DIGITAL LIBRARY
THE MOBILE SCHOOL OF LITTER AND SUSTAINABILITY IN COPENHAGEN - AN EXPLORATIVE CASE STUDY
MIL - Aalborg University (DENMARK)
About this paper:
Appears in: EDULEARN17 Proceedings
Publication year: 2017
Pages: 4656-4665
ISBN: 978-84-697-3777-4
ISSN: 2340-1117
doi: 10.21125/edulearn.2017.2027
Conference name: 9th International Conference on Education and New Learning Technologies
Dates: 3-5 July, 2017
Location: Barcelona, Spain
Abstract:
The City of Copenhagen aims to become the cleanest capital in the European Union, and one of the cleanest cities in the world. To achieve this goal a number of actions have been established. The goal is to educate and nudge residents, tourist and other groups of people living, working or visiting Copenhagen, to use waste bins and refrain from throwing their garbage on the streets.

The City of Copenhagen also wants to become a Smart City and have begun looking into various solutions using people generated data. Tracking the flow of traffic is well known, but also using tracking technology, so e.g. waste bins themselves notify the city’s cleaning crews when it’s time to empty them.
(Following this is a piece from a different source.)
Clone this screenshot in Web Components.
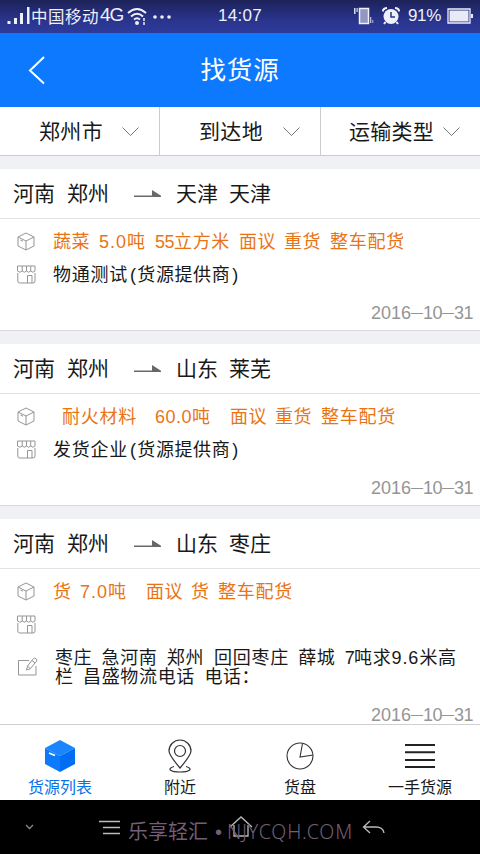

A smart city should be a clean place for the residents and visitors to spent time in. In the City of Copenhagen 20% of the residents are children and young people under the age of 18. They live, learn and play in the city. The City has taken a special initiative targeting school children: A learning program The Mobile School of Litter and Sustainability in Copenhagen. In this program children age 6 to 16 learn about garbage and resources in school. The process starts in the classroom talking about garbage. Then the children are sent out in larger groups of 6-8 children in the local area around the school to collect litter. They are accompanied by guides and 1-2 teachers. The tools they bring are grabbers, and a garbage bin on wheels. Every time they pick up a piece of garbage they register type (but not where it was found) and number of each type. There is garbage they are not allowed to pick up, needles, broken glass and hazardous biological material and these are not registered (this means that the same needles may be laying around for a long time). They return to the classroom and with the instructors help they examine and talk about the garbage. They also talk about the City´s cost when removing the garbage, the impact on the environment and the decomposition time of the different types. They generate many different data which they carefully write down on paper, and analyze in the classroom However, at present these data do not go any further than the children and the classroom.

Our goal is to make the data useful beyond the classroom and for the City. We do this by designing an app to be downloaded and used by the children on their own mobile devices. The app will register the children’s user generated, location based data, contributing to student learning, and at the same time it can be a part of the Copenhagen Smart City Solutions.

With basis in the social constructivist thinking we frame our work through Dewey´s theory of Learning by Doing (Dewey, 2005) together with Lave and Wenger’s theory on Situated Learning (Lave & Wenger, 2015) to inform our understanding of childrens´ learning by doing in collaborative teams. We use a Design Based Research approach when designing the prototype “Litter”.

In the paper we introduce the Learning Program, the target group of children and document our design of the prototype. We report on an explorative study of the implementation and use of the app by a group of young children, their experiences with the app and with collecting litter. In a final chapter we reflect critically on our design and the explorative study.
Keywords:
Location based learning, context based learning, smart city, litter, sustainability.